● **What you need to do**: The material below should be written out in full and exactly; pictures stay out of the copy.

● **Dataset content**:
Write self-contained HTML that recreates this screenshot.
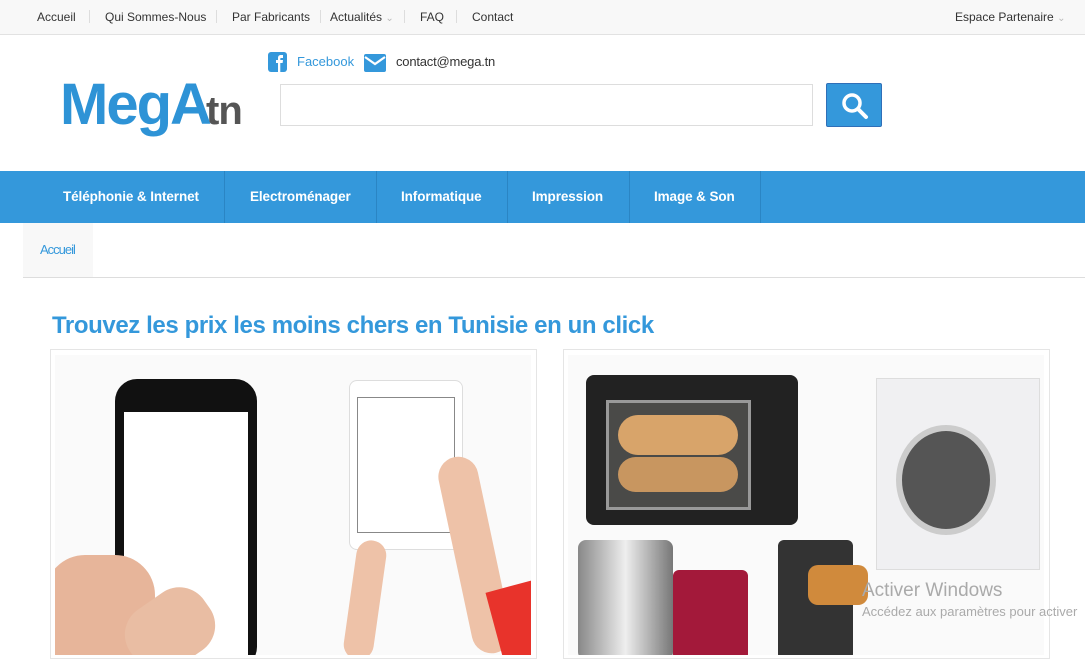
<!DOCTYPE html>
<html><head><meta charset="utf-8"><style>
*{margin:0;padding:0;box-sizing:border-box}
body{width:1085px;height:654px;overflow:hidden;background:#fff;font-family:"Liberation Sans",sans-serif;position:relative}
.a{position:absolute}
.top{left:0;top:0;width:1085px;height:35px;background:#f8f8f8;border-bottom:1px solid #e2e2e2}
.top span{position:absolute;top:10px;font-size:12px;color:#333}
.sep{position:absolute;top:10px;width:1px;height:13px;background:#ddd}
.nav{left:0;top:171px;width:1085px;height:52px;background:#3498db}
.nav span{position:absolute;top:18px;color:#fff;font-weight:bold;font-size:13.5px;letter-spacing:-0.1px}
.nav i{position:absolute;top:0;width:1px;height:52px;background:#2a85c4}
</style></head><body>
<div class="a top">
<span style="left:37px">Accueil</span><div class="sep" style="left:89px"></div>
<span style="left:105px">Qui Sommes-Nous</span><div class="sep" style="left:216px"></div>
<span style="left:232px">Par Fabricants</span><div class="sep" style="left:320px"></div>
<span style="left:330px">Actualités <small style="color:#bbb">⌄</small></span><div class="sep" style="left:404px"></div>
<span style="left:420px">FAQ</span><div class="sep" style="left:456px"></div>
<span style="left:472px">Contact</span>
<span style="left:955px">Espace Partenaire <small style="color:#bbb">⌄</small></span>
</div>
<div class="a" style="left:60px;top:70px;font-size:58px;font-weight:bold;color:#2e93d6;letter-spacing:-2px;line-height:70px">MegA</div>
<div class="a" style="left:206px;top:86px;font-size:40px;font-weight:bold;color:#555;letter-spacing:-1px;line-height:50px">tn</div>
<svg class="a" style="left:268px;top:52px" width="19" height="20"><rect width="19" height="20" rx="3" fill="#3498db"/><path d="M10 20V11H8V8h2V6c0-2 1-3 3-3h2v3h-2c-.5 0-.7.3-.7.8V8H15l-.4 3h-2.3v9z" fill="#fff"/></svg>
<div class="a" style="left:297px;top:54px;font-size:13px;color:#3498db">Facebook</div>
<svg class="a" style="left:364px;top:54px" width="22" height="18"><rect width="22" height="18" rx="2" fill="#3498db"/><path d="M1 3l10 7 10-7" stroke="#fff" stroke-width="2.2" fill="none"/></svg>
<div class="a" style="left:396px;top:54px;font-size:13px;color:#333;letter-spacing:-0.2px">contact@mega.tn</div>
<div class="a" style="left:280px;top:84px;width:533px;height:42px;border:1px solid #ddd"></div>
<div class="a" style="left:826px;top:83px;width:56px;height:44px;background:#3498db;border:1px solid #2f6fb8;border-radius:2px"></div>
<svg class="a" style="left:840px;top:91px" width="30" height="30"><circle cx="12" cy="12" r="8" stroke="#fff" stroke-width="3.5" fill="none"/><path d="M18 18l8 8" stroke="#fff" stroke-width="4" stroke-linecap="round"/></svg>
<div class="a nav">
<span style="left:63px">Téléphonie &amp; Internet</span><i style="left:224px"></i>
<span style="left:250px">Electroménager</span><i style="left:376px"></i>
<span style="left:401px">Informatique</span><i style="left:507px"></i>
<span style="left:532px">Impression</span><i style="left:629px"></i>
<span style="left:654px">Image &amp; Son</span><i style="left:760px"></i>
</div>
<div class="a" style="left:23px;top:223px;width:70px;height:54px;background:#f8f8f8"></div>
<div class="a" style="left:40px;top:242px;font-size:13px;color:#3498db;letter-spacing:-1px">Accueil</div>
<div class="a" style="left:23px;top:277px;width:1062px;height:1px;background:#ddd"></div>
<div class="a" style="left:52px;top:312px;font-size:24px;font-weight:bold;color:#3498db;letter-spacing:-0.4px">Trouvez les prix les moins chers en Tunisie en un click</div>
<div class="a" style="left:50px;top:349px;width:487px;height:310px;border:1px solid #e5e5e5"></div>
<div class="a" style="left:55px;top:355px;width:476px;height:300px;background:#fafafa;overflow:hidden">
 <div class="a" style="left:60px;top:24px;width:142px;height:290px;background:#111;border-radius:22px"></div>
 <div class="a" style="left:69px;top:57px;width:124px;height:250px;background:#fff"></div>
 <div class="a" style="left:-10px;top:200px;width:110px;height:120px;background:#e7b59a;border-radius:40px 40px 0 0"></div>
 <div class="a" style="left:70px;top:240px;width:90px;height:70px;background:#e9bda3;border-radius:30px;transform:rotate(-35deg)"></div>
 <div class="a" style="left:294px;top:25px;width:114px;height:170px;background:#fff;border:1px solid #ddd;border-radius:8px"></div>
 <div class="a" style="left:302px;top:42px;width:98px;height:136px;background:#fff;border:1px solid #888"></div>
 <div class="a" style="left:400px;top:100px;width:40px;height:200px;background:#eec2a8;border-radius:20px;transform:rotate(-12deg)"></div>
 <div class="a" style="left:440px;top:230px;width:50px;height:80px;background:#e8332b;transform:rotate(-15deg)"></div>
 <div class="a" style="left:295px;top:185px;width:30px;height:120px;background:#eec2a8;border-radius:15px;transform:rotate(8deg)"></div>
</div>
<div class="a" style="left:563px;top:349px;width:487px;height:310px;border:1px solid #e5e5e5"></div>
<div class="a" style="left:568px;top:355px;width:476px;height:300px;background:#fafafa;overflow:hidden">
 <div class="a" style="left:18px;top:20px;width:212px;height:150px;background:#222;border-radius:8px"></div>
 <div class="a" style="left:38px;top:45px;width:145px;height:110px;background:#4a4a48;border:3px solid #999"></div>
 <div class="a" style="left:50px;top:60px;width:120px;height:40px;background:#d8a46a;border-radius:20px"></div>
 <div class="a" style="left:50px;top:102px;width:120px;height:35px;background:#c89660;border-radius:18px"></div>
 <div class="a" style="left:308px;top:23px;width:164px;height:192px;background:#f0f0f2;border:1px solid #ddd"></div>
 <div class="a" style="left:328px;top:70px;width:100px;height:110px;border-radius:50%;background:#555;border:6px solid #ccc"></div>
 <div class="a" style="left:10px;top:185px;width:95px;height:120px;background:linear-gradient(90deg,#888,#eee,#777);border-radius:8px"></div>
 <div class="a" style="left:105px;top:215px;width:75px;height:90px;background:#a3193a;border-radius:6px"></div>
 <div class="a" style="left:210px;top:185px;width:75px;height:120px;background:#333;border-radius:6px"></div>
 <div class="a" style="left:240px;top:210px;width:60px;height:40px;background:#d08a3c;border-radius:10px"></div>
</div>
<div class="a" style="left:862px;top:580px;font-size:19px;color:#aaa">Activer Windows</div>
<div class="a" style="left:862px;top:604px;font-size:13px;color:#aaa;white-space:nowrap">Accédez aux paramètres pour activer</div>
</body></html>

● **Final result**:
Write self-contained HTML that recreates this screenshot.
<!DOCTYPE html>
<html><head><meta charset="utf-8"><style>
*{margin:0;padding:0;box-sizing:border-box}
body{width:1085px;height:654px;overflow:hidden;background:#fff;font-family:"Liberation Sans",sans-serif;position:relative}
.a{position:absolute}
.top{left:0;top:0;width:1085px;height:35px;background:#f8f8f8;border-bottom:1px solid #e2e2e2}
.top span{position:absolute;top:10px;font-size:12px;color:#333}
.sep{position:absolute;top:10px;width:1px;height:13px;background:#ddd}
.nav{left:0;top:171px;width:1085px;height:52px;background:#3498db}
.nav span{position:absolute;top:18px;color:#fff;font-weight:bold;font-size:13.5px;letter-spacing:-0.1px}
.nav i{position:absolute;top:0;width:1px;height:52px;background:#2a85c4}
</style></head><body>
<div class="a top">
<span style="left:37px">Accueil</span><div class="sep" style="left:89px"></div>
<span style="left:105px">Qui Sommes-Nous</span><div class="sep" style="left:216px"></div>
<span style="left:232px">Par Fabricants</span><div class="sep" style="left:320px"></div>
<span style="left:330px">Actualités <small style="color:#bbb">⌄</small></span><div class="sep" style="left:404px"></div>
<span style="left:420px">FAQ</span><div class="sep" style="left:456px"></div>
<span style="left:472px">Contact</span>
<span style="left:955px">Espace Partenaire <small style="color:#bbb">⌄</small></span>
</div>
<div class="a" style="left:60px;top:70px;font-size:58px;font-weight:bold;color:#2e93d6;letter-spacing:-2px;line-height:70px">MegA</div>
<div class="a" style="left:206px;top:86px;font-size:40px;font-weight:bold;color:#555;letter-spacing:-1px;line-height:50px">tn</div>
<svg class="a" style="left:268px;top:52px" width="19" height="20"><rect width="19" height="20" rx="3" fill="#3498db"/><path d="M10 20V11H8V8h2V6c0-2 1-3 3-3h2v3h-2c-.5 0-.7.3-.7.8V8H15l-.4 3h-2.3v9z" fill="#fff"/></svg>
<div class="a" style="left:297px;top:54px;font-size:13px;color:#3498db">Facebook</div>
<svg class="a" style="left:364px;top:54px" width="22" height="18"><rect width="22" height="18" rx="2" fill="#3498db"/><path d="M1 3l10 7 10-7" stroke="#fff" stroke-width="2.2" fill="none"/></svg>
<div class="a" style="left:396px;top:54px;font-size:13px;color:#333;letter-spacing:-0.2px">contact@mega.tn</div>
<div class="a" style="left:280px;top:84px;width:533px;height:42px;border:1px solid #ddd"></div>
<div class="a" style="left:826px;top:83px;width:56px;height:44px;background:#3498db;border:1px solid #2f6fb8;border-radius:2px"></div>
<svg class="a" style="left:840px;top:91px" width="30" height="30"><circle cx="12" cy="12" r="8" stroke="#fff" stroke-width="3.5" fill="none"/><path d="M18 18l8 8" stroke="#fff" stroke-width="4" stroke-linecap="round"/></svg>
<div class="a nav">
<span style="left:63px">Téléphonie &amp; Internet</span><i style="left:224px"></i>
<span style="left:250px">Electroménager</span><i style="left:376px"></i>
<span style="left:401px">Informatique</span><i style="left:507px"></i>
<span style="left:532px">Impression</span><i style="left:629px"></i>
<span style="left:654px">Image &amp; Son</span><i style="left:760px"></i>
</div>
<div class="a" style="left:23px;top:223px;width:70px;height:54px;background:#f8f8f8"></div>
<div class="a" style="left:40px;top:242px;font-size:13px;color:#3498db;letter-spacing:-1px">Accueil</div>
<div class="a" style="left:23px;top:277px;width:1062px;height:1px;background:#ddd"></div>
<div class="a" style="left:52px;top:312px;font-size:24px;font-weight:bold;color:#3498db;letter-spacing:-0.4px">Trouvez les prix les moins chers en Tunisie en un click</div>
<div class="a" style="left:50px;top:349px;width:487px;height:310px;border:1px solid #e5e5e5"></div>
<div class="a" style="left:55px;top:355px;width:476px;height:300px;background:#fafafa;overflow:hidden">
 <div class="a" style="left:60px;top:24px;width:142px;height:290px;background:#111;border-radius:22px"></div>
 <div class="a" style="left:69px;top:57px;width:124px;height:250px;background:#fff"></div>
 <div class="a" style="left:-10px;top:200px;width:110px;height:120px;background:#e7b59a;border-radius:40px 40px 0 0"></div>
 <div class="a" style="left:70px;top:240px;width:90px;height:70px;background:#e9bda3;border-radius:30px;transform:rotate(-35deg)"></div>
 <div class="a" style="left:294px;top:25px;width:114px;height:170px;background:#fff;border:1px solid #ddd;border-radius:8px"></div>
 <div class="a" style="left:302px;top:42px;width:98px;height:136px;background:#fff;border:1px solid #888"></div>
 <div class="a" style="left:400px;top:100px;width:40px;height:200px;background:#eec2a8;border-radius:20px;transform:rotate(-12deg)"></div>
 <div class="a" style="left:440px;top:230px;width:50px;height:80px;background:#e8332b;transform:rotate(-15deg)"></div>
 <div class="a" style="left:295px;top:185px;width:30px;height:120px;background:#eec2a8;border-radius:15px;transform:rotate(8deg)"></div>
</div>
<div class="a" style="left:563px;top:349px;width:487px;height:310px;border:1px solid #e5e5e5"></div>
<div class="a" style="left:568px;top:355px;width:476px;height:300px;background:#fafafa;overflow:hidden">
 <div class="a" style="left:18px;top:20px;width:212px;height:150px;background:#222;border-radius:8px"></div>
 <div class="a" style="left:38px;top:45px;width:145px;height:110px;background:#4a4a48;border:3px solid #999"></div>
 <div class="a" style="left:50px;top:60px;width:120px;height:40px;background:#d8a46a;border-radius:20px"></div>
 <div class="a" style="left:50px;top:102px;width:120px;height:35px;background:#c89660;border-radius:18px"></div>
 <div class="a" style="left:308px;top:23px;width:164px;height:192px;background:#f0f0f2;border:1px solid #ddd"></div>
 <div class="a" style="left:328px;top:70px;width:100px;height:110px;border-radius:50%;background:#555;border:6px solid #ccc"></div>
 <div class="a" style="left:10px;top:185px;width:95px;height:120px;background:linear-gradient(90deg,#888,#eee,#777);border-radius:8px"></div>
 <div class="a" style="left:105px;top:215px;width:75px;height:90px;background:#a3193a;border-radius:6px"></div>
 <div class="a" style="left:210px;top:185px;width:75px;height:120px;background:#333;border-radius:6px"></div>
 <div class="a" style="left:240px;top:210px;width:60px;height:40px;background:#d08a3c;border-radius:10px"></div>
</div>
<div class="a" style="left:862px;top:580px;font-size:19px;color:#aaa">Activer Windows</div>
<div class="a" style="left:862px;top:604px;font-size:13px;color:#aaa;white-space:nowrap">Accédez aux paramètres pour activer</div>
</body></html>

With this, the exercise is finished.